*AIM OF THE TASK*
Copy all of the material word for word, except for the pictures.

*DATA*
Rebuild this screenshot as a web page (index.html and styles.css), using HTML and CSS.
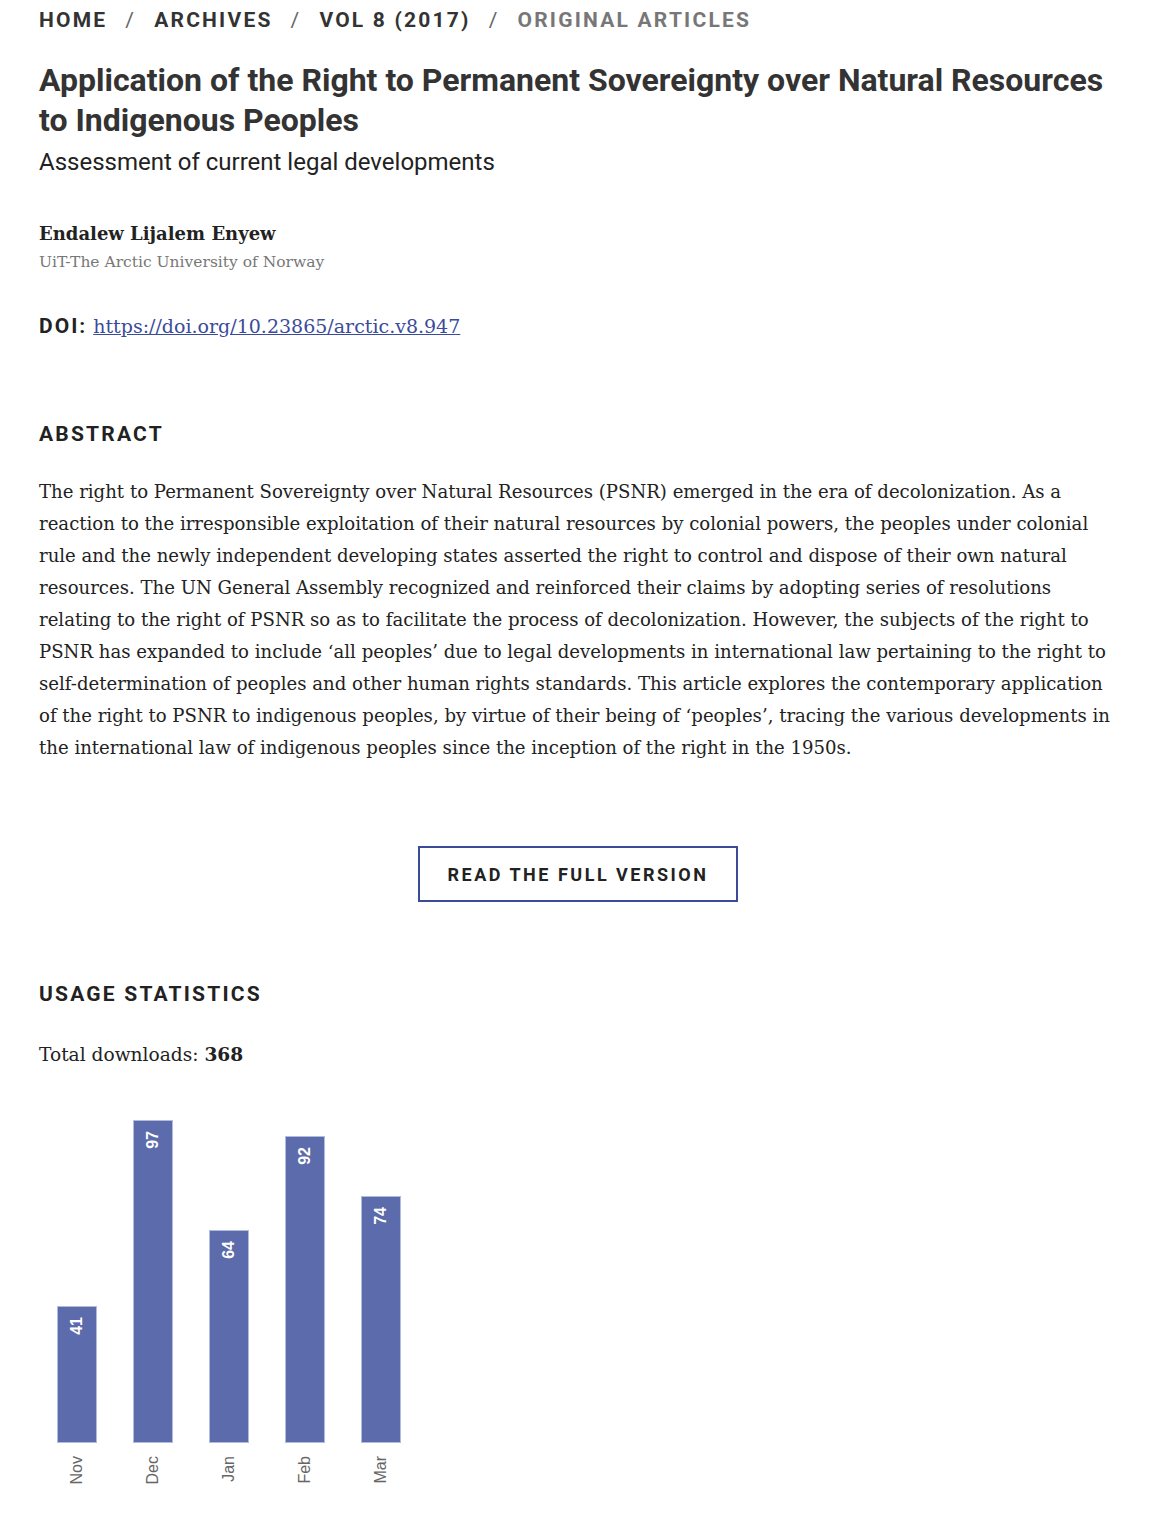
FILE: index.html
```html
<!DOCTYPE html>
<html lang="en">
<head>
<meta charset="utf-8">
<title>Application of the Right to Permanent Sovereignty over Natural Resources to Indigenous Peoples</title>
<link rel="stylesheet" href="styles.css">
</head>
<body>
<main class="page">
  <nav class="crumbs">
    <a class="crumb" href="#">Home</a><span class="sep">/</span>
    <a class="crumb" href="#">Archives</a><span class="sep">/</span>
    <a class="crumb" href="#">Vol 8 (2017)</a><span class="sep">/</span>
    <span class="crumb current">Original Articles</span>
  </nav>

  <h1 class="title">Application of the Right to Permanent Sovereignty over Natural Resources to Indigenous Peoples</h1>
  <h2 class="subtitle">Assessment of current legal developments</h2>

  <div class="author">
    <div class="author-name">Endalew Lijalem Enyew</div>
    <div class="author-aff">UiT-The Arctic University of Norway</div>
  </div>

  <div class="doi"><span class="doi-label">DOI:</span> <a href="#" class="doi-link">https://doi.org/10.23865/arctic.v8.947</a></div>

  <section class="abstract">
    <h3 class="label">Abstract</h3>
    <p class="abstract-text">The right to Permanent Sovereignty over Natural Resources (PSNR) emerged in the era of decolonization. As a reaction to the irresponsible exploitation of their natural resources by colonial powers, the peoples under colonial rule and the newly independent developing states asserted the right to control and dispose of their own natural resources. The UN General Assembly recognized and reinforced their claims by adopting series of resolutions relating to the right of PSNR so as to facilitate the process of decolonization. However, the subjects of the right to PSNR has expanded to include ‘all peoples’ due to legal developments in international law pertaining to the right to self-determination of peoples and other human rights standards. This article explores the contemporary application of the right to PSNR to indigenous peoples, by virtue of their being of ‘peoples’, tracing the various developments in the international law of indigenous peoples since the inception of the right in the 1950s.</p>
  </section>

  <div class="cta-row">
    <a class="cta" href="#">Read the full version</a>
  </div>

  <section class="stats">
    <h3 class="label">Usage Statistics</h3>
    <p class="total">Total downloads: <strong>368</strong></p>
    <div class="chart">
      <div class="col"><div class="plot"><div class="bar" style="height:137px"><span class="val">41</span></div></div><span class="month">Nov</span></div>
      <div class="col"><div class="plot"><div class="bar" style="height:323px"><span class="val">97</span></div></div><span class="month">Dec</span></div>
      <div class="col"><div class="plot"><div class="bar" style="height:213px"><span class="val">64</span></div></div><span class="month">Jan</span></div>
      <div class="col"><div class="plot"><div class="bar" style="height:307px"><span class="val">92</span></div></div><span class="month">Feb</span></div>
      <div class="col"><div class="plot"><div class="bar" style="height:247px"><span class="val">74</span></div></div><span class="month">Mar</span></div>
    </div>
  </section>
</main>
</body>
</html>
```

FILE: styles.css
```css
html, body {
  margin: 0;
  padding: 0;
  background: #fff;
}

body {
  color: #222;
  font-family: "DejaVu Serif", "Liberation Serif", serif;
}

.page {
  padding: 8px 34px 0 39px;
}

.crumbs {
  font-family: Roboto, "Liberation Sans", sans-serif;
  font-weight: 700;
  font-size: 21px;
  line-height: 24px;
  letter-spacing: 2.2px;
  text-transform: uppercase;
  color: #333;
  display: flex;
  align-items: baseline;
}

.crumb {
  color: #333;
  text-decoration: none;
}

.crumb.current {
  color: #777;
}

.sep {
  color: #666;
  font-weight: 400;
  margin: 0 18px 0 18px;
}

.title {
  margin: 28px 0 0;
  font-family: Roboto, "Liberation Sans", sans-serif;
  font-weight: 700;
  font-size: 32px;
  line-height: 40px;
  letter-spacing: 0;
  color: #333;
}

.subtitle {
  margin: 7px 0 0;
  font-family: Roboto, "Liberation Sans", sans-serif;
  font-weight: 400;
  font-size: 24px;
  line-height: 30px;
  color: #222;
}

.author {
  margin-top: 43px;
}

.author-name {
  font-weight: 700;
  font-size: 18px;
  line-height: 28px;
  color: #222;
}

.author-aff {
  margin-top: 2px;
  font-size: 15.5px;
  line-height: 24px;
  color: #777;
}

.doi {
  margin-top: 38px;
  font-size: 19px;
  line-height: 28px;
}

.doi-label {
  font-family: Roboto, "Liberation Sans", sans-serif;
  font-weight: 700;
  font-size: 21px;
  letter-spacing: 2px;
  color: #222;
}

.doi-link {
  color: #3a4b9a;
  text-decoration: underline;
}

.abstract {
  margin-top: 82px;
}

.label {
  margin: 0;
  font-family: Roboto, "Liberation Sans", sans-serif;
  font-weight: 700;
  font-size: 21px;
  line-height: 24px;
  letter-spacing: 2.2px;
  text-transform: uppercase;
  color: #222;
}

.abstract-text {
  margin: 30px 0 0;
  font-size: 18.1px;
  line-height: 32px;
  color: #222;
}

.cta-row {
  display: flex;
  justify-content: center;
  margin-top: 82px;
}

.cta {
  box-sizing: border-box;
  width: 320px;
  height: 56px;
  border: 2px solid #3a4b9a;
  display: flex;
  align-items: center;
  justify-content: center;
  font-family: Roboto, "Liberation Sans", sans-serif;
  font-weight: 700;
  font-size: 18px;
  letter-spacing: 2.5px;
  text-transform: uppercase;
  color: #222;
  text-decoration: none;
}

.stats {
  margin-top: 80px;
}

.total {
  margin: 35px 0 0;
  font-size: 18.6px;
  line-height: 28px;
  color: #222;
}

.total strong {
  font-weight: 700;
}

.chart {
  margin-top: 50px;
  padding-left: 18px;
  display: flex;
  align-items: flex-start;
  gap: 36px;
  padding-bottom: 30px;
}

.col {
  width: 40px;
  display: flex;
  flex-direction: column;
  align-items: center;
}

.plot {
  height: 324px;
  width: 40px;
  display: flex;
  align-items: flex-end;
}

.bar {
  box-sizing: border-box;
  width: 40px;
  background: #5c6bab;
  border: 1px solid #b3bbdc;
  display: flex;
  justify-content: center;
  align-items: flex-start;
}

.val {
  margin-top: 10px;
  writing-mode: vertical-rl;
  transform: rotate(180deg);
  font-family: "Liberation Sans", Arial, sans-serif;
  font-weight: 700;
  font-size: 16px;
  line-height: 18px;
  color: #fff;
}

.month {
  margin-top: 13px;
  writing-mode: vertical-rl;
  transform: rotate(180deg);
  font-family: "Liberation Sans", Arial, sans-serif;
  font-size: 16px;
  line-height: 18px;
  color: #666;
}
```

*RESULT OF THIS EXERCISE*
Rebuild this screenshot as a web page (index.html and styles.css), using HTML and CSS.
FILE: index.html
```html
<!DOCTYPE html>
<html lang="en">
<head>
<meta charset="utf-8">
<title>Application of the Right to Permanent Sovereignty over Natural Resources to Indigenous Peoples</title>
<link rel="stylesheet" href="styles.css">
</head>
<body>
<main class="page">
  <nav class="crumbs">
    <a class="crumb" href="#">Home</a><span class="sep">/</span>
    <a class="crumb" href="#">Archives</a><span class="sep">/</span>
    <a class="crumb" href="#">Vol 8 (2017)</a><span class="sep">/</span>
    <span class="crumb current">Original Articles</span>
  </nav>

  <h1 class="title">Application of the Right to Permanent Sovereignty over Natural Resources to Indigenous Peoples</h1>
  <h2 class="subtitle">Assessment of current legal developments</h2>

  <div class="author">
    <div class="author-name">Endalew Lijalem Enyew</div>
    <div class="author-aff">UiT-The Arctic University of Norway</div>
  </div>

  <div class="doi"><span class="doi-label">DOI:</span> <a href="#" class="doi-link">https://doi.org/10.23865/arctic.v8.947</a></div>

  <section class="abstract">
    <h3 class="label">Abstract</h3>
    <p class="abstract-text">The right to Permanent Sovereignty over Natural Resources (PSNR) emerged in the era of decolonization. As a reaction to the irresponsible exploitation of their natural resources by colonial powers, the peoples under colonial rule and the newly independent developing states asserted the right to control and dispose of their own natural resources. The UN General Assembly recognized and reinforced their claims by adopting series of resolutions relating to the right of PSNR so as to facilitate the process of decolonization. However, the subjects of the right to PSNR has expanded to include ‘all peoples’ due to legal developments in international law pertaining to the right to self-determination of peoples and other human rights standards. This article explores the contemporary application of the right to PSNR to indigenous peoples, by virtue of their being of ‘peoples’, tracing the various developments in the international law of indigenous peoples since the inception of the right in the 1950s.</p>
  </section>

  <div class="cta-row">
    <a class="cta" href="#">Read the full version</a>
  </div>

  <section class="stats">
    <h3 class="label">Usage Statistics</h3>
    <p class="total">Total downloads: <strong>368</strong></p>
    <div class="chart">
      <div class="col"><div class="plot"><div class="bar" style="height:137px"><span class="val">41</span></div></div><span class="month">Nov</span></div>
      <div class="col"><div class="plot"><div class="bar" style="height:323px"><span class="val">97</span></div></div><span class="month">Dec</span></div>
      <div class="col"><div class="plot"><div class="bar" style="height:213px"><span class="val">64</span></div></div><span class="month">Jan</span></div>
      <div class="col"><div class="plot"><div class="bar" style="height:307px"><span class="val">92</span></div></div><span class="month">Feb</span></div>
      <div class="col"><div class="plot"><div class="bar" style="height:247px"><span class="val">74</span></div></div><span class="month">Mar</span></div>
    </div>
  </section>
</main>
</body>
</html>
```

FILE: styles.css
```css
html, body {
  margin: 0;
  padding: 0;
  background: #fff;
}

body {
  color: #222;
  font-family: "DejaVu Serif", "Liberation Serif", serif;
}

.page {
  padding: 8px 34px 0 39px;
}

.crumbs {
  font-family: Roboto, "Liberation Sans", sans-serif;
  font-weight: 700;
  font-size: 21px;
  line-height: 24px;
  letter-spacing: 2.2px;
  text-transform: uppercase;
  color: #333;
  display: flex;
  align-items: baseline;
}

.crumb {
  color: #333;
  text-decoration: none;
}

.crumb.current {
  color: #777;
}

.sep {
  color: #666;
  font-weight: 400;
  margin: 0 18px 0 18px;
}

.title {
  margin: 28px 0 0;
  font-family: Roboto, "Liberation Sans", sans-serif;
  font-weight: 700;
  font-size: 32px;
  line-height: 40px;
  letter-spacing: 0;
  color: #333;
}

.subtitle {
  margin: 7px 0 0;
  font-family: Roboto, "Liberation Sans", sans-serif;
  font-weight: 400;
  font-size: 24px;
  line-height: 30px;
  color: #222;
}

.author {
  margin-top: 43px;
}

.author-name {
  font-weight: 700;
  font-size: 18px;
  line-height: 28px;
  color: #222;
}

.author-aff {
  margin-top: 2px;
  font-size: 15.5px;
  line-height: 24px;
  color: #777;
}

.doi {
  margin-top: 38px;
  font-size: 19px;
  line-height: 28px;
}

.doi-label {
  font-family: Roboto, "Liberation Sans", sans-serif;
  font-weight: 700;
  font-size: 21px;
  letter-spacing: 2px;
  color: #222;
}

.doi-link {
  color: #3a4b9a;
  text-decoration: underline;
}

.abstract {
  margin-top: 82px;
}

.label {
  margin: 0;
  font-family: Roboto, "Liberation Sans", sans-serif;
  font-weight: 700;
  font-size: 21px;
  line-height: 24px;
  letter-spacing: 2.2px;
  text-transform: uppercase;
  color: #222;
}

.abstract-text {
  margin: 30px 0 0;
  font-size: 18.1px;
  line-height: 32px;
  color: #222;
}

.cta-row {
  display: flex;
  justify-content: center;
  margin-top: 82px;
}

.cta {
  box-sizing: border-box;
  width: 320px;
  height: 56px;
  border: 2px solid #3a4b9a;
  display: flex;
  align-items: center;
  justify-content: center;
  font-family: Roboto, "Liberation Sans", sans-serif;
  font-weight: 700;
  font-size: 18px;
  letter-spacing: 2.5px;
  text-transform: uppercase;
  color: #222;
  text-decoration: none;
}

.stats {
  margin-top: 80px;
}

.total {
  margin: 35px 0 0;
  font-size: 18.6px;
  line-height: 28px;
  color: #222;
}

.total strong {
  font-weight: 700;
}

.chart {
  margin-top: 50px;
  padding-left: 18px;
  display: flex;
  align-items: flex-start;
  gap: 36px;
  padding-bottom: 30px;
}

.col {
  width: 40px;
  display: flex;
  flex-direction: column;
  align-items: center;
}

.plot {
  height: 324px;
  width: 40px;
  display: flex;
  align-items: flex-end;
}

.bar {
  box-sizing: border-box;
  width: 40px;
  background: #5c6bab;
  border: 1px solid #b3bbdc;
  display: flex;
  justify-content: center;
  align-items: flex-start;
}

.val {
  margin-top: 10px;
  writing-mode: vertical-rl;
  transform: rotate(180deg);
  font-family: "Liberation Sans", Arial, sans-serif;
  font-weight: 700;
  font-size: 16px;
  line-height: 18px;
  color: #fff;
}

.month {
  margin-top: 13px;
  writing-mode: vertical-rl;
  transform: rotate(180deg);
  font-family: "Liberation Sans", Arial, sans-serif;
  font-size: 16px;
  line-height: 18px;
  color: #666;
}
```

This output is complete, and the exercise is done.